(Pages as source code)
★ ★ ★

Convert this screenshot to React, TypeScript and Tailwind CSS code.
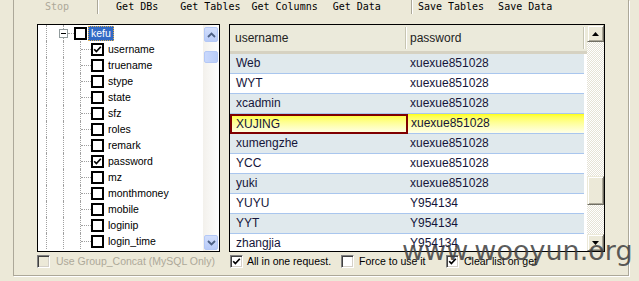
import React from 'react';

const fields = [
  'username',
  'truename',
  'stype',
  'state',
  'sfz',
  'roles',
  'remark',
  'password',
  'mz',
  'monthmoney',
  'mobile',
  'loginip',
  'login_time',
];
const picked = ['username', 'password'];

const rows = [
  ['Web', 'xuexue851028'],
  ['WYT', 'xuexue851028'],
  ['xcadmin', 'xuexue851028'],
  ['XUJING', 'xuexue851028'],
  ['xumengzhe', 'xuexue851028'],
  ['YCC', 'xuexue851028'],
  ['yuki', 'xuexue851028'],
  ['YUYU', 'Y954134'],
  ['YYT', 'Y954134'],
  ['zhangjia', 'Y954134'],
];

function Tick({ className = '' }: { className?: string }) {
  return (
    <svg viewBox="0 0 9 9" className={className}>
      <path d="M1.2 4.2 L3.4 6.6 L7.8 1.8" fill="none" stroke="currentColor" strokeWidth="1.7" />
    </svg>
  );
}

function TreeBox({ on }: { on?: boolean }) {
  return (
    <div className="flex h-[13px] w-[13px] flex-none items-center justify-center border-2 border-black bg-white text-black">
      {on && <Tick className="h-[9px] w-[9px]" />}
    </div>
  );
}

function ClassicBox({ on, disabled }: { on?: boolean; disabled?: boolean }) {
  return (
    <div
      className={`flex h-[13px] w-[13px] flex-none items-center justify-center border border-t-[#808080] border-l-[#808080] border-b-white border-r-white shadow-[inset_1px_1px_0_#404040,inset_-1px_-1px_0_#d4d0c8] ${
        disabled ? 'bg-[#ece9d8]' : 'bg-white'
      }`}
    >
      {on && <Tick className="h-[9px] w-[9px] text-black" />}
    </div>
  );
}

function LunaButton({ dir }: { dir: 'up' | 'down' }) {
  return (
    <div className="flex h-[15px] w-[14px] items-center justify-center rounded-[2px] border border-[#b4c8f6] bg-gradient-to-b from-[#d2defc] to-[#b8cbf8]">
      <svg viewBox="0 0 9 6" className="h-[6px] w-[9px]">
        <path
          d={dir === 'up' ? 'M1 5 L4.5 1.5 L8 5' : 'M1 1 L4.5 4.5 L8 1'}
          fill="none"
          stroke="#4d6185"
          strokeWidth="1.8"
        />
      </svg>
    </div>
  );
}

function ClassicButton({ dir }: { dir: 'up' | 'down' }) {
  return (
    <div className="flex h-[17px] w-[17px] items-center justify-center border border-t-[#ece9d8] border-l-[#ece9d8] border-b-[#716f64] border-r-[#716f64] bg-[#ece9d8] shadow-[inset_1px_1px_0_#fff,inset_-1px_-1px_0_#aca899]">
      <svg viewBox="0 0 7 4" className="h-[4px] w-[7px]">
        <path d={dir === 'up' ? 'M0 4 L3.5 0 L7 4 Z' : 'M0 0 L3.5 4 L7 0 Z'} fill="#000" />
      </svg>
    </div>
  );
}

const dot = 'border-dotted border-[#a0a0a0]';

export default function App() {
  return (
    <div className="relative h-[281px] w-[639px] overflow-hidden bg-[#ece9d8] font-['Liberation_Sans',Arial,sans-serif]">
      <div className="ml-[13px] h-[276px] w-[616px] border-x border-b border-[#aca899] shadow-[1px_1px_0_#fff]">
        {/* toolbar */}
        <div className="flex h-[14px] items-center font-['DejaVu_Sans_Mono','Liberation_Mono',monospace] text-[10px] leading-[14px] text-black">
          <span className="ml-[31px] text-[#aca899]">Stop</span>
          <span className="ml-[28px] h-[14px] w-[2px] border-l border-r border-l-[#aca899] border-r-white" />
          <span className="ml-[17px]">Get DBs</span>
          <span className="ml-[22px]">Get Tables</span>
          <span className="ml-[11px]">Get Columns</span>
          <span className="ml-[15px]">Get Data</span>
          <span className="ml-[30px] h-[14px] w-[2px] border-l border-r border-l-[#aca899] border-r-white" />
          <span className="ml-[5px]">Save Tables</span>
          <span className="ml-[14px]">Save Data</span>
        </div>

        <div className="mt-[10px] flex gap-[9px] pl-[23px]">
          {/* tree */}
          <div className="flex w-[183px] flex-col">
            <div className="flex h-[228px] border border-black bg-white">
              <div className="w-[165px] overflow-hidden text-[10.5px] text-black">
                <div className="flex h-4 items-center">
                  <div className="h-full w-2" />
                  <div className={`h-full w-[17px] border-l ${dot}`} />
                  <div className={`relative h-full w-[11px] border-l ${dot}`}>
                    <div className={`absolute left-[4px] top-1/2 w-[6px] border-t ${dot}`} />
                    <div className="absolute -left-[5px] top-[4px] flex h-[9px] w-[9px] items-center justify-center border border-[#919b9c] bg-white">
                      <div className="h-px w-[5px] bg-black" />
                    </div>
                  </div>
                  <TreeBox />
                  <span className="ml-px h-[15px] border border-dotted border-[#e0b050] bg-[#316ac5] px-[2px] leading-[13px] text-white">
                    kefu
                  </span>
                </div>
                {fields.map((f) => (
                  <div key={f} className="flex h-4 items-center">
                    <div className="h-full w-2" />
                    <div className={`h-full w-[17px] border-l ${dot}`} />
                    <div className={`h-full w-[17px] border-l ${dot}`} />
                    <div className={`relative h-full w-[11px] border-l ${dot}`}>
                      <div className={`absolute left-0 top-1/2 w-[10px] border-t ${dot}`} />
                    </div>
                    <TreeBox on={picked.includes(f)} />
                    <span className="ml-1 leading-4">{f}</span>
                  </div>
                ))}
              </div>
              <div className="flex w-4 flex-col bg-gradient-to-r from-[#f3f1ec] to-[#fefefe] pl-px pt-[2px]">
                <LunaButton dir="up" />
                <div className="mt-[9px] h-[12px] w-[14px] rounded-[2px] border border-[#b4c8f6] bg-gradient-to-r from-[#c9d8fc] to-[#b9ccf8]" />
                <div className="flex-1" />
                <div className="mb-[1px]">
                  <LunaButton dir="down" />
                </div>
              </div>
            </div>
            <div className="mt-[3px] flex items-center text-[10.5px] text-[#aca899]">
              <ClassicBox disabled />
              <span className="ml-[6px] leading-[13px]">Use Group_Concat (MySQL Only)</span>
            </div>
          </div>

          {/* grid */}
          <div className="flex w-[376px] flex-col">
            <div className="flex h-[228px] border border-black bg-white">
              <div className="w-[357px] overflow-hidden">
                <div className="flex h-[29px] items-center border-b-[3px] border-[#d6d2c2] bg-[#ebeadb] text-[12px] text-[#222]">
                  <div className="w-[175px] pl-[5px]">username</div>
                  <div className="h-[22px] w-[2px] border-l border-r border-l-[#c7c5b2] border-r-white" />
                  <div className="w-[176px] pl-[3px]">password</div>
                  <div className="h-[22px] w-[2px] border-l border-r border-l-[#c7c5b2] border-r-white" />
                </div>
                {rows.map(([u, p], i) => {
                  const sel = u === 'XUJING';
                  const bg = sel
                    ? 'bg-gradient-to-b from-[#ffff00] to-[#ffffe8]'
                    : i % 2 === 0
                      ? 'bg-[#e0e9ed]'
                      : 'bg-white';
                  return (
                    <div
                      key={u}
                      className={`flex h-[20px] w-[354px] border-b border-[#a9c6ee] text-[12px] leading-[19px] text-[#15153a] ${bg}`}
                    >
                      {sel ? (
                        <>
                          <div className="-mb-px w-[178px] border-2 border-[#800000] pl-[4px] leading-[16px]">{u}</div>
                          <div className="w-[176px] pl-[3px]">{p}</div>
                        </>
                      ) : (
                        <>
                          <div className="w-[176px] pl-[6px]">{u}</div>
                          <div className="w-[178px] pl-[4px]">{p}</div>
                        </>
                      )}
                    </div>
                  );
                })}
              </div>
              <div className="flex w-[17px] flex-col bg-[repeating-conic-gradient(#e6e3d6_0_25%,#ffffff_0_50%)] bg-[length:2px_2px]">
                <ClassicButton dir="up" />
                <div className="mt-[134px] h-[29px] w-[17px] border border-t-[#ece9d8] border-l-[#ece9d8] border-b-[#716f64] border-r-[#716f64] bg-[#ece9d8] shadow-[inset_1px_1px_0_#fff,inset_-1px_-1px_0_#aca899]" />
                <div className="flex-1" />
                <ClassicButton dir="down" />
              </div>
            </div>
            <div className="mt-[3px] flex items-center text-[10.5px] leading-[13px] text-black">
              <div className="ml-px flex w-[111px] items-center">
                <ClassicBox on />
                <span className="ml-[4px]">All in one request.</span>
              </div>
              <div className="flex w-[105px] items-center">
                <ClassicBox />
                <span className="ml-[5px]">Force to use it</span>
              </div>
              <div className="flex items-center">
                <ClassicBox on />
                <span className="ml-[5px]">Clear list on get</span>
              </div>
            </div>
          </div>
        </div>
      </div>

      <div className="absolute left-[402px] top-[237px] font-['DejaVu_Sans',Verdana,sans-serif] text-[27px] leading-[27px] text-[#3e3e3e]/85">
        www.wooyun.org
      </div>
    </div>
  );
}
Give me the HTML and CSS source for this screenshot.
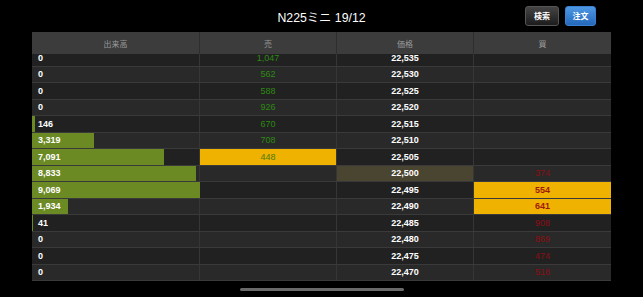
FILE: index.html
```html
<!DOCTYPE html>
<html lang="ja">
<head>
    <meta charset="UTF-8">
    <meta name="viewport" content="width=device-width, initial-scale=1.0">
    <title>N225ミニ 19/12</title>
    <link rel="stylesheet" href="styles.css">
</head>
<body>
    <div class="navbar">
        <div></div>
        <div class="title">N225ミニ 19/12</div>
        <div class="nav-buttons">
            <button class="btn btn-dark">検索</button>
            <button class="btn btn-blue">注文</button>
        </div>
    </div>

    <div class="board">
        <div class="board-head">
            <div>出来高</div>
            <div>売</div>
            <div>価格</div>
            <div>買</div>
        </div>
        <div class="board-body">
            <div class="rows">
                <div class="row"><div class="vol"><span>0</span></div><div class="sell">1,047</div><div class="price">22,535</div><div class="buy"></div></div>
                <div class="row"><div class="vol"><span>0</span></div><div class="sell">562</div><div class="price">22,530</div><div class="buy"></div></div>
                <div class="row"><div class="vol"><span>0</span></div><div class="sell">588</div><div class="price">22,525</div><div class="buy"></div></div>
                <div class="row"><div class="vol"><span>0</span></div><div class="sell">926</div><div class="price">22,520</div><div class="buy"></div></div>
                <div class="row"><div class="vol"><i class="bar" style="width: 3px"></i><span>146</span></div><div class="sell">670</div><div class="price">22,515</div><div class="buy"></div></div>
                <div class="row"><div class="vol"><i class="bar" style="width: 62px"></i><span>3,319</span></div><div class="sell">708</div><div class="price">22,510</div><div class="buy"></div></div>
                <div class="row"><div class="vol"><i class="bar" style="width: 132px"></i><span>7,091</span></div><div class="sell hot">448</div><div class="price">22,505</div><div class="buy"></div></div>
                <div class="row"><div class="vol"><i class="bar" style="width: 164px"></i><span>8,833</span></div><div class="sell"></div><div class="price current">22,500</div><div class="buy">374</div></div>
                <div class="row"><div class="vol"><i class="bar" style="width: 168px"></i><span>9,069</span></div><div class="sell"></div><div class="price">22,495</div><div class="buy hot">554</div></div>
                <div class="row"><div class="vol"><i class="bar" style="width: 36px"></i><span>1,934</span></div><div class="sell"></div><div class="price">22,490</div><div class="buy hot">641</div></div>
                <div class="row"><div class="vol"><i class="bar" style="width: 1px"></i><span>41</span></div><div class="sell"></div><div class="price">22,485</div><div class="buy">908</div></div>
                <div class="row"><div class="vol"><span>0</span></div><div class="sell"></div><div class="price">22,480</div><div class="buy">869</div></div>
                <div class="row"><div class="vol"><span>0</span></div><div class="sell"></div><div class="price">22,475</div><div class="buy">474</div></div>
                <div class="row"><div class="vol"><span>0</span></div><div class="sell"></div><div class="price">22,470</div><div class="buy">518</div></div>
            </div>
        </div>
    </div>

    <div class="home-bar"></div>
</body>
</html>
```

FILE: styles.css
```css
html, body {
    margin: 0;
    padding: 0;
    background: #000;
}
body {
    font-family: "Liberation Sans", "Noto Sans CJK JP", Arial, sans-serif;
    color: #fff;
    width: 643px;
    height: 297px;
    overflow: hidden;
}
.navbar {
    display: grid;
    grid-template-columns: 1fr auto 1fr;
    align-items: center;
    height: 32px;
}
.title {
    font-size: 12.3px;
    padding-top: 2px;
    margin-left: 0;
}
.nav-buttons {
    display: flex;
    justify-content: flex-end;
    gap: 6px;
    padding-right: 47px;
}
.btn {
    font-family: "Noto Sans CJK JP", sans-serif;
    font-size: 8px;
    font-weight: bold;
    color: #fff;
    height: 20px;
    padding: 0;
    border-radius: 3px;
    margin-top: -1px;
}
.btn-dark {
    width: 34px;
    background: linear-gradient(#444, #1c1c1c);
    border: 1px solid #555;
}
.btn-blue {
    width: 31px;
    background: linear-gradient(#4d98e4, #2468bc);
    border: 1px solid #3a7fd0;
}
.board {
    margin-left: 32px;
    width: 579px;
}
.board-head {
    display: grid;
    grid-template-columns: 168px 137px 137px 137px;
    height: 22px;
    background: #3c3c3c;
    font-family: "Noto Sans CJK JP", sans-serif;
    font-size: 8px;
    color: #9a9a9a;
}
.board-head div {
    display: flex;
    align-items: center;
    justify-content: center;
    border-right: 1px solid #2e2e2e;
}
.board-head div:last-child {
    border-right: none;
}
.board-body {
    height: 227px;
    overflow: hidden;
}
.rows {
    margin-top: -4px;
}
.row {
    display: grid;
    grid-template-columns: 168px 137px 137px 137px;
    height: 16.5px;
    box-sizing: border-box;
    border-bottom: 1px solid #3a3a3a;
    background: #212121;
    font-size: 9px;
    font-weight: bold;
}
.row:nth-child(even) {
    background: #292929;
}
.row > div {
    position: relative;
    display: flex;
    align-items: center;
    justify-content: center;
    border-right: 1px solid #363636;
}
.row > div:last-child {
    border-right: none;
}
.row .vol {
    justify-content: flex-start;
    padding-left: 6px;
}
.vol span {
    position: relative;
}
.bar {
    position: absolute;
    left: 0;
    top: 0;
    bottom: 0;
    background: #6b8a24;
}
.sell {
    color: #2d8a12;
    font-weight: normal;
}
.buy {
    color: #8c0d14;
    font-weight: normal;
}
.hot {
    background: #efb200;
}
.sell.hot {
    color: #4d7a10;
}
.buy.hot {
    color: #a01a0a;
    font-weight: bold;
}
.price.current {
    background: #4a4530;
}
.home-bar {
    width: 164px;
    height: 3px;
    border-radius: 2px;
    background: #6a6a6a;
    margin: 7px auto 0;
}
```
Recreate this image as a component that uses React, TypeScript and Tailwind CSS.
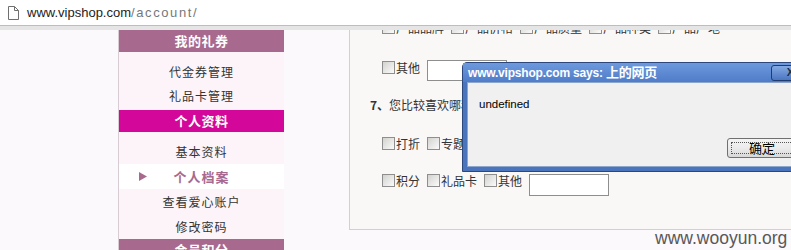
import React from "react";

function Cb() {
  return (
    <span className="inline-block w-[13px] h-[13px] shrink-0 border border-[#8e8e8e] bg-linear-to-br from-[#d2d2ce] to-[#fbfbfb]" />
  );
}

function Opt({ label, last }: { label: string; last?: boolean }) {
  return (
    <span className={"flex items-start gap-[1px] " + (last ? "" : "mr-[7px]")}>
      <Cb />
      <span className="text-[12px] leading-[13px] text-[#333]">{label}</span>
    </span>
  );
}

function SideHeader({ label, magenta }: { label: string; magenta?: boolean }) {
  return (
    <div
      className={
        "h-[22px] shrink-0 flex items-center justify-center text-white font-bold text-[13px] tracking-[0.5px] " +
        (magenta ? "bg-[#d3079a]" : "bg-[#a8698f]")
      }
    >
      {label}
    </div>
  );
}

function SideItem({ label, h, active }: { label: string; h: string; active?: boolean }) {
  return (
    <div
      className={
        "relative shrink-0 flex items-center justify-center tracking-[1px] " +
        h +
        (active ? " bg-white text-[#a8698f] font-bold text-[13px]" : " text-[#333] text-[12px]")
      }
    >
      {active && (
        <svg className="absolute left-[20px] top-[8px]" width="8" height="9" viewBox="0 0 8 9">
          <path d="M0 0 L8 4.5 L0 9 Z" fill="#a8698f" />
        </svg>
      )}
      {label}
    </div>
  );
}

export default function App() {
  return (
    <div className="relative w-[791px] h-[250px] overflow-hidden bg-[#fcf9fc] font-['Noto_Sans_CJK_SC',sans-serif]">
      {/* address bar */}
      <div className="h-[26px] bg-white border-b border-[#bdbdbd] flex items-center">
        <svg className="ml-[8px]" width="11" height="14" viewBox="0 0 11 14">
          <path d="M0.5 0.5 H6.5 L10.5 4.5 V13.5 H0.5 Z" fill="white" stroke="#6f6f6f" />
          <path d="M6.5 0.5 V4.5 H10.5" fill="none" stroke="#6f6f6f" />
        </svg>
        <span className="ml-[8px] text-[13px] font-['Liberation_Sans',sans-serif] text-[#222]">
          www.vipshop.com<span className="text-[#777] tracking-[1.6px]">/account/</span>
        </span>
      </div>
      <div className="h-[4px] bg-[#e5e5e5]" />

      {/* main */}
      <div className="flex h-[220px] overflow-hidden">
        <div className="w-[118px] shrink-0" />
        <div className="w-[166px] shrink-0 border-l border-[#d8ccd4] bg-[#fcf4f9] flex flex-col">
          <SideHeader label="我的礼券" />
          <div className="shrink-0 pt-[8px] pb-[2px]">
            <SideItem label="代金券管理" h="h-[24px]" />
            <SideItem label="礼品卡管理" h="h-[24px]" />
          </div>
          <SideHeader label="个人资料" magenta />
          <div className="shrink-0 pt-[7px]">
            <SideItem label="基本资料" h="h-[25px]" />
            <SideItem label="个人档案" h="h-[25px]" active />
            <SideItem label="查看爱心账户" h="h-[25px]" />
            <SideItem label="修改密码" h="h-[25px]" />
          </div>
          <SideHeader label="会员积分" />
        </div>
        <div className="w-[65px] shrink-0" />
        <div className="flex-1 h-[200px] border-l border-b border-[#d4cfd0] bg-[#faf8f7] overflow-hidden">
          <div className="-mt-[9px] h-[13px] flex items-start pl-[32px]">
            <Opt label="产品品牌" />
            <Opt label="产品价格" />
            <Opt label="产品质量" />
            <Opt label="产品种类" />
            <Opt label="产品产地" />
          </div>
          <div className="mt-[26px] h-[21px] flex items-start pl-[32px]">
            <span className="mt-[1px]">
              <Opt label="其他" />
            </span>
            <span className="w-[80px] h-[21px] border border-[#8e8e8e] bg-white" />
          </div>
          <div className="mt-[17px] h-[13px] flex items-center pl-[20px] text-[12px] leading-[13px] text-[#333]">
            <span className="font-bold">7、</span>
            <span>您比较喜欢哪种促销方式？</span>
          </div>
          <div className="mt-[26px] h-[13px] flex items-start pl-[32px]">
            <Opt label="打折" />
            <Opt label="专题活动" />
            <Opt label="限时抢购" />
          </div>
          <div className="mt-[24px] h-[21px] flex items-start pl-[32px]">
            <Opt label="积分" />
            <Opt label="礼品卡" />
            <Opt label="其他" />
            <span className="w-[80px] h-[22px] border border-[#8e8e8e] bg-white" />
          </div>
        </div>
      </div>

      {/* alert dialog */}
      <div className="absolute left-[462px] top-[62px] w-[360px] h-[110px] bg-[#4a74bb] border border-[#2b477c] rounded-tl-[5px] flex flex-col px-[4px] pb-[4px]">
        <div className="-mx-[4px] h-[19px] shrink-0 bg-linear-to-b from-[#6d99de] to-[#4f7cc7] flex items-center pl-[5px]">
          <span className="text-white font-bold text-[12px] font-['Liberation_Sans','Noto_Sans_CJK_SC',sans-serif] tracking-[-0.2px]">
            www.vipshop.com says: <span className="text-[13px]">上的网页</span>
          </span>
          <span className="ml-auto mr-[11px] w-[39px] h-[16px] rounded-[3px] border border-[#1f3b6f] bg-linear-to-b from-[#84a9e4] to-[#4b77c1] flex items-center justify-center text-[11px] font-bold text-[#1b2a48] font-['Liberation_Sans',sans-serif]">
            X
          </span>
        </div>
        <div className="h-[85px] shrink-0 bg-[#f0f0f0] border border-[#8fa6cc] flex flex-col pl-[11px] pt-[15px]">
          <span className="text-[11.5px] leading-[12px] text-black font-['Liberation_Sans',sans-serif]">undefined</span>
          <span className="relative mt-[28px] ml-[248px] w-[70px] h-[20px] rounded-[3px] border border-[#707070] bg-linear-to-b from-[#f4f4f4] via-[#ebebeb] to-[#d8d8d8] flex items-center justify-center text-[13px] text-black">
            <span className="absolute inset-[3px] border border-dotted border-[#555]" />
            确定
          </span>
        </div>
      </div>

      {/* watermark */}
      <div className="absolute left-[655px] top-[228px] text-[17.5px] leading-[20px] text-[#585858] font-['Liberation_Sans',sans-serif]">
        www.wooyun.org
      </div>
    </div>
  );
}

★ ★ ★

WHAT TO PRODUCE. Everything from the first line of the listing above through the line that contains "const picked = ['username', 'password'];" is to be restated word for word, minus the pictures.

THE REPLY.
Convert this screenshot to React, TypeScript and Tailwind CSS code.
import React from 'react';

const fields = [
  'username',
  'truename',
  'stype',
  'state',
  'sfz',
  'roles',
  'remark',
  'password',
  'mz',
  'monthmoney',
  'mobile',
  'loginip',
  'login_time',
];
const picked = ['username', 'password'];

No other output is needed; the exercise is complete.